Finishing at the rim on drives was an issue, and the numbers spell that out clearly. He shot only 54.5% from inside three feet over the season while nearly one-third of his attempts came from that distance. That works out to 45 total attempts throughout the year. It’s also worth noting that Sekou had 27 shots blocked. With many of those occurring in the paint, it tells the story of a disturbing percentage of paint attempts blocked in his rookie year.

Sekou’s finishing issues were particularly noticeable in transition, an area where you might expect his length and athleticism to give him an advantage. Despite those natural gifts, Sekou finished in the sixth percentile of scorers in transition opportunities in 2019-20.

There were two major culprits for the poor efficiencies. When he did get to the rim, Sekou too often avoided contact rather than using his large frame as an advantage. As a result, far too many of his layups were blocked. But when he sought out contact and/or used his body as a shield, he found success:

The second main cause of Doumbouya’s shooting woes was his lack of a plan when driving to the hole. He relied heavily on a Euro step move to get him closer to the rim. And when defenders anticipated his planned path, Sekou did little to adjust his initial plan.

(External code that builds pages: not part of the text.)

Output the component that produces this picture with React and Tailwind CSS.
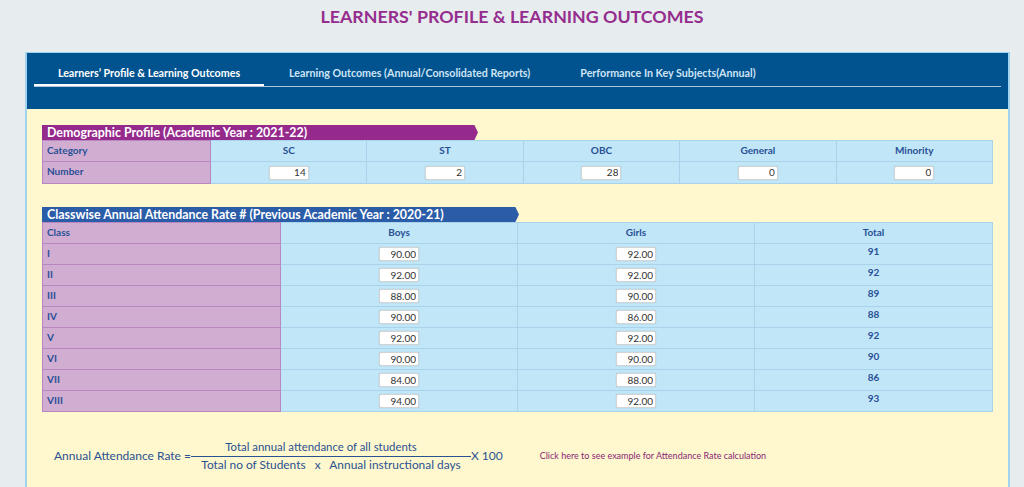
import React from 'react';

const demo = [
  { label: 'SC', value: '14' },
  { label: 'ST', value: '2' },
  { label: 'OBC', value: '28' },
  { label: 'General', value: '0' },
  { label: 'Minority', value: '0' },
];

const attendance = [
  { cls: 'I', boys: '90.00', girls: '92.00', total: '91' },
  { cls: 'II', boys: '92.00', girls: '92.00', total: '92' },
  { cls: 'III', boys: '88.00', girls: '90.00', total: '89' },
  { cls: 'IV', boys: '90.00', girls: '86.00', total: '88' },
  { cls: 'V', boys: '92.00', girls: '92.00', total: '92' },
  { cls: 'VI', boys: '90.00', girls: '90.00', total: '90' },
  { cls: 'VII', boys: '84.00', girls: '88.00', total: '86' },
  { cls: 'VIII', boys: '94.00', girls: '92.00', total: '93' },
];

const tabs = [
  'Learners’ Profile & Learning Outcomes',
  'Learning Outcomes (Annual/Consolidated Reports)',
  'Performance In Key Subjects(Annual)',
];

const font = { fontFamily: 'Lato, "Open Sans", sans-serif' };

// ribbon heading with the little arrow tip on the right
const Ribbon = ({ children, color, width }) => (
  <div className={`flex h-[15px] ${width}`}>
    <div className={`flex-1 ${color} text-white font-bold text-[12.4px] leading-[15px] pl-[5px] whitespace-nowrap`}>
      {children}
    </div>
    <div
      className={`w-[6px] h-full ${color}`}
      style={{ clipPath: 'polygon(0 0, 40% 0, 100% 50%, 40% 100%, 0 100%)' }}
    />
  </div>
);

const NumBox = ({ value }) => (
  <input
    readOnly
    value={value}
    className="w-[40px] h-[14px] bg-white border border-[#d4d4d4] rounded-[2px] text-right pr-[2px] text-[10px] font-normal text-[#333] outline-none shadow-[0_0_1px_rgba(0,0,0,0.25)]"
  />
);

const purple = 'bg-[#d1aed1] border border-[#b887c0] pl-[4px] pb-[2px]';
const blue = 'bg-[#c0e6f8] border border-[#a9d3ea]';

const App = () => {
  return (
    <div className="min-h-screen w-full bg-[#e7ecef] text-[#2a4f95]" style={font}>
      {/* Title */}
      <h1 className="text-center text-[17.8px] font-bold text-[#952d8e] pt-[4px] h-[52px] leading-[24px]">
        LEARNERS' PROFILE &amp; LEARNING OUTCOMES
      </h1>

      <div className="ml-[25px] w-[985px] border-x-2 border-t border-[#9fd3ee] bg-[#fff8cf] h-[435px]">
        {/* Tabs */}
        <div className="bg-[#00538f] h-[56px] pl-[7px] pr-[7px] pt-[12px]">
          <div className="flex border-b border-[#a9c4dc] h-[22px]">
            {tabs.map((t, i) => (
              <div
                key={t}
                className={`text-[10.7px] font-bold whitespace-nowrap leading-[15px] ${
                  i === 0 ? 'text-white border-b-2 border-white w-[230px] text-center' : 'text-[#cfe3f5] px-[25px]'
                }`}
              >
                {t}
              </div>
            ))}
          </div>
        </div>

        <div className="pl-[15px] pt-[16px]">
          {/* Demographic profile */}
          <Ribbon color="bg-[#952a8c]" width="w-[436px]">Demographic Profile (Academic Year : 2021-22)</Ribbon>
          <table className="border-collapse text-[10px] font-bold table-fixed w-[951px]">
            <tbody>
              <tr className="h-[21px]">
                <td className={`w-[168px] ${purple}`}>Category</td>
                {demo.map((d) => (
                  <td key={d.label} className={`${blue} text-center pb-[2px]`}>{d.label}</td>
                ))}
              </tr>
              <tr className="h-[22px]">
                <td className={purple}>Number</td>
                {demo.map((d) => (
                  <td key={d.label} className={`${blue} align-middle`}>
                    <div className="flex justify-center"><NumBox value={d.value} /></div>
                  </td>
                ))}
              </tr>
            </tbody>
          </table>

          {/* Attendance */}
          <div className="mt-[23px]">
            <Ribbon color="bg-[#2b5ca8]" width="w-[477px]">Classwise Annual Attendance Rate # (Previous Academic Year : 2020-21)</Ribbon>
          </div>
          <table className="border-collapse text-[10px] font-bold table-fixed w-[951px]">
            <tbody>
              <tr className="h-[21px]">
                <td className={`w-[238px] ${purple}`}>Class</td>
                <td className={`w-[237px] ${blue} text-center pb-[2px]`}>Boys</td>
                <td className={`w-[237px] ${blue} text-center pb-[2px]`}>Girls</td>
                <td className={`${blue} text-center pb-[2px]`}>Total</td>
              </tr>
              {attendance.map((r) => (
                <tr key={r.cls} className="h-[21px]">
                  <td className={purple}>{r.cls}</td>
                  <td className={blue}>
                    <div className="flex justify-center"><NumBox value={r.boys} /></div>
                  </td>
                  <td className={blue}>
                    <div className="flex justify-center"><NumBox value={r.girls} /></div>
                  </td>
                  <td className={`${blue} text-center pb-[5px]`}>{r.total}</td>
                </tr>
              ))}
            </tbody>
          </table>

          {/* Formula */}
          <div className="flex items-center mt-[27px] pl-[12px] text-[#2a5191] text-[12px]">
            <span className="whitespace-nowrap">Annual Attendance Rate =</span>
            <div className="flex flex-col items-stretch w-[280px]">
              <div className="text-center leading-[16px] text-[11.4px] pb-[1px] pr-[20px]">Total annual attendance of all students</div>
              <div className="border-t border-[#2a5191]" />
              <div className="text-center leading-[16px] text-[11.9px] whitespace-pre">Total no of Students   x   Annual instructional days</div>
            </div>
            <span className="whitespace-nowrap">X 100</span>
            <a className="ml-[37px] text-[9px] text-[#8a1f73] cursor-pointer">
              Click here to see example for Attendance Rate calculation
            </a>
          </div>
        </div>
      </div>
    </div>
  );
};

export default App;
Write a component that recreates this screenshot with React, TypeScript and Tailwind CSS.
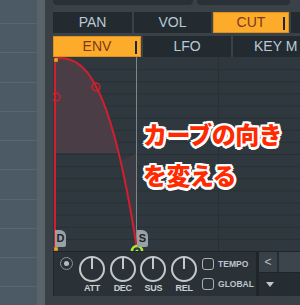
import React from 'react'

const leftRows = Array.from({ length: 11 })

// decay curve: y = 1 + 191 * t^2.76 (graph coordinates)
const curve = Array.from({ length: 41 }, (_, i) => {
  const t = i / 40
  return [2 + 82 * t, 1 + 191 * Math.pow(t, 2.76)] as const
})
const curveD = curve.map(([x, y], i) => `${i ? 'L' : 'M'}${x.toFixed(2)} ${y.toFixed(2)}`).join(' ')
const fillTop = `${curveD} L2 192 Z`
const lower = curve.filter(([, y]) => y >= 96)
const fillLow = `M${lower.map(([x, y]) => `${x.toFixed(2)} ${y.toFixed(2)}`).join(' L')} L84 96 Z`

function Tab({ label, active, w, pl }: { label: string; active?: boolean; w: string; pl?: string }) {
  return (
    <div
      className={`relative flex h-full shrink-0 items-center overflow-hidden whitespace-nowrap text-[14px] ${w} ${
        pl ? `${pl} justify-start` : 'justify-center'
      } ${active ? 'bg-[#fdab2b] text-[#7a3a1c] border border-[#e0901c]' : 'bg-[#242b30] text-[#b6cad8]'}`}
    >
      {label}
      {active && <span className="absolute right-[3px] top-[4px] h-[13px] w-[2px] bg-[#1b2833]" />}
    </div>
  )
}

function Knob({ label }: { label: string }) {
  return (
    <div className="flex w-[28px] shrink-0 flex-col items-center">
      <svg width="28" height="28" viewBox="0 0 28 28">
        <circle cx="14" cy="14" r="12" fill="none" stroke="#c3c8cc" strokeWidth="2" />
        <line x1="14" y1="14" x2="14" y2="2.5" stroke="#c3c8cc" strokeWidth="2" />
      </svg>
      <span className="mt-[1px] text-[9px] font-bold leading-[9px] tracking-[-0.3px] text-[#c9d0d6]">{label}</span>
    </div>
  )
}

function Check({ label }: { label: string }) {
  return (
    <div className="flex items-center gap-[4px]">
      <span className="h-[12px] w-[12px] rounded-[3px] border-[1.5px] border-[#a9b1b7]" />
      <span className="text-[8.5px] font-bold leading-[10px] text-[#bcc5cc]">{label}</span>
    </div>
  )
}

export default function App() {
  return (
    <div className="flex h-[305px] w-[300px] overflow-hidden bg-[#394046] font-['Liberation_Sans',sans-serif]">
      {/* channel list on the left */}
      <div className="flex w-[37px] shrink-0 flex-col bg-[#4b5a64]">
        <div className="h-[24px] shrink-0 border-b border-[#576770]" />
        {leftRows.map((_, i) => (
          <div key={i} className="h-[29.25px] shrink-0 border-b border-[#576770]" />
        ))}
      </div>
      <div className="w-[8px] shrink-0 bg-[#5a6369]" />
      <div className="w-[8px] shrink-0 bg-[#394147]" />

      <div className="flex min-w-0 flex-1 flex-col bg-[#3a4248]">
        {/* top buttons edge */}
        <div className="flex h-[12px] shrink-0 gap-[4px]">
          <div className="h-[5px] w-[140px] rounded-b-[4px] bg-[#2a3136]" />
          <div className="h-[5px] w-[93px] rounded-b-[4px] bg-[#2a3136]" />
        </div>

        <div className="flex h-[21px] shrink-0 gap-[2px]">
          <Tab label="PAN" w="w-[79px]" />
          <Tab label="VOL" w="w-[77px]" />
          <Tab label="CUT" w="w-[76px]" active />
          <Tab label="" w="w-[60px]" />
        </div>
        <div className="h-[3px] shrink-0" />
        <div className="flex h-[21px] shrink-0 gap-[2px]">
          <Tab label="ENV" w="w-[88px]" active />
          <Tab label="LFO" w="w-[88px]" />
          <Tab label="KEY M" w="w-[88px]" pl="pl-[21px]" />
        </div>

        {/* envelope graph */}
        <div className="relative h-[194px] shrink-0 overflow-hidden bg-[#2f383e]">
          <svg className="absolute left-0 top-0" width="247" height="194" viewBox="0 0 247 194">
            {Array.from({ length: 15 }, (_, i) => (
              <line key={i} x1="0" x2="247" y1={12.125 * (i + 1) + 0.5} y2={12.125 * (i + 1) + 0.5} stroke="#283035" strokeWidth="1" />
            ))}
            <line x1="165.5" x2="165.5" y1="0" y2="194" stroke="#283035" strokeWidth="1" />
            <path d={fillTop} fill="#4a3d45" clipPath="url(#topHalf)" />
            <path d={fillLow} fill="#3b3c43" />
            <defs>
              <clipPath id="topHalf">
                <rect x="0" y="0" width="247" height="96" />
              </clipPath>
            </defs>
            <line x1="83.5" x2="83.5" y1="0" y2="194" stroke="#7e868c" strokeWidth="1" />
            <line x1="2" x2="2" y1="1" y2="192" stroke="#d21f2f" strokeWidth="2" />
            <path d={curveD} fill="none" stroke="#d21f2f" strokeWidth="2" />
            <circle cx="43" cy="30" r="4" fill="none" stroke="#d21f2f" strokeWidth="1.5" />
            <circle cx="3" cy="40" r="4" fill="none" stroke="#d21f2f" strokeWidth="1.5" />
            <rect x="1" y="1" width="4" height="4" fill="#f4a62c" stroke="#6b4a1a" strokeWidth="0.5" />
            <rect x="1" y="190" width="4" height="4" fill="#f4a62c" stroke="#6b4a1a" strokeWidth="0.5" />
            <circle cx="84" cy="194" r="5" fill="#2f383e" stroke="#a8ee2c" strokeWidth="2.5" />
            <circle cx="84" cy="194" r="1.5" fill="#a8ee2c" />
          </svg>

          {/* point badges */}
          <div className="absolute left-[2px] top-[173px] flex h-[17px] w-[11px] items-center justify-center rounded-tr-[6px] rounded-br-[2px] bg-[#99a1a7] text-[11px] font-bold text-[#1e2428]">
            D
          </div>
          <div className="absolute left-[84px] top-[173px] flex h-[17px] w-[11px] items-center justify-center rounded-tr-[6px] rounded-br-[2px] bg-[#99a1a7] text-[11px] font-bold text-[#1e2428]">
            S
          </div>

          {/* annotation */}
          <div className="absolute left-[90px] top-[56px] whitespace-nowrap font-['Noto_Sans_CJK_JP',sans-serif] text-[24px] font-black leading-[41px] tracking-[-0.6px] text-[#ff2a00] [text-shadow:2.5px_0_0_#fff,-2.5px_0_0_#fff,0_2.5px_0_#fff,0_-2.5px_0_#fff,1.8px_1.8px_0_#fff,-1.8px_1.8px_0_#fff,1.8px_-1.8px_0_#fff,-1.8px_-1.8px_0_#fff]">
            <div>カーブの向き</div>
            <div>を変える</div>
          </div>
        </div>

        {/* knobs row */}
        <div className="flex h-[45px] shrink-0">
          <div className="flex w-[203px] shrink-0 border-l border-t border-[#1f2529] bg-[#2b3237]">
            <div className="ml-[6px] mt-[5px] flex h-[13px] w-[13px] shrink-0 items-center justify-center rounded-full border-[1.5px] border-[#8a9298]">
              <span className="h-[5px] w-[5px] rounded-full bg-[#b4bcc2]" />
            </div>
            <div className="ml-[5px] mt-[3px] flex gap-[2.7px]">
              <Knob label="ATT" />
              <Knob label="DEC" />
              <Knob label="SUS" />
              <Knob label="REL" />
            </div>
            <div className="ml-[4px] mt-[6px] flex flex-col gap-[8px]">
              <Check label="TEMPO" />
              <Check label="GLOBAL" />
            </div>
          </div>
          <div className="flex flex-1 flex-col border-l-[3px] border-t border-[#1f2529] bg-[#262d32]">
            <div className="flex h-[21px] shrink-0 gap-[2px] border-b border-[#1f2529]">
              <div className="flex w-[18px] items-center justify-center bg-[#384147] text-[12px] text-[#b8c0c6]">&lt;</div>
              <div className="flex-1 bg-[#3c454b]" />
            </div>
            <div className="flex flex-1 items-center pl-[7px]">
              <span className="h-0 w-0 border-x-[4px] border-t-[5px] border-x-transparent border-t-[#c0c8ce]" />
            </div>
          </div>
        </div>
        <div className="flex-1 bg-[#394046]" />
      </div>
    </div>
  )
}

Watch here as Sekou made a good initial decision in attacking a closeout but then just barrels into a defender because he can’t adjust to the next line of defense:

Against the Phoenix Suns, he drives into the middle of three defenders for another charge rather than stop and kick it out to a shooter:

Too often, contact created by Sekou came when he was out of control rather than when the defender was on his hip. Learning when contact is to his advantage will be key to offensive development.


How much progress Sekou makes in using his body around the rim and showing adaptability when his first option is shut off will dictate the growth we will see in his offensive game. Even if a lot of shots aren’t falling, if he’s improving his blocked shot rate and finding cleaner looks, it would be an encouraging step in the right direction.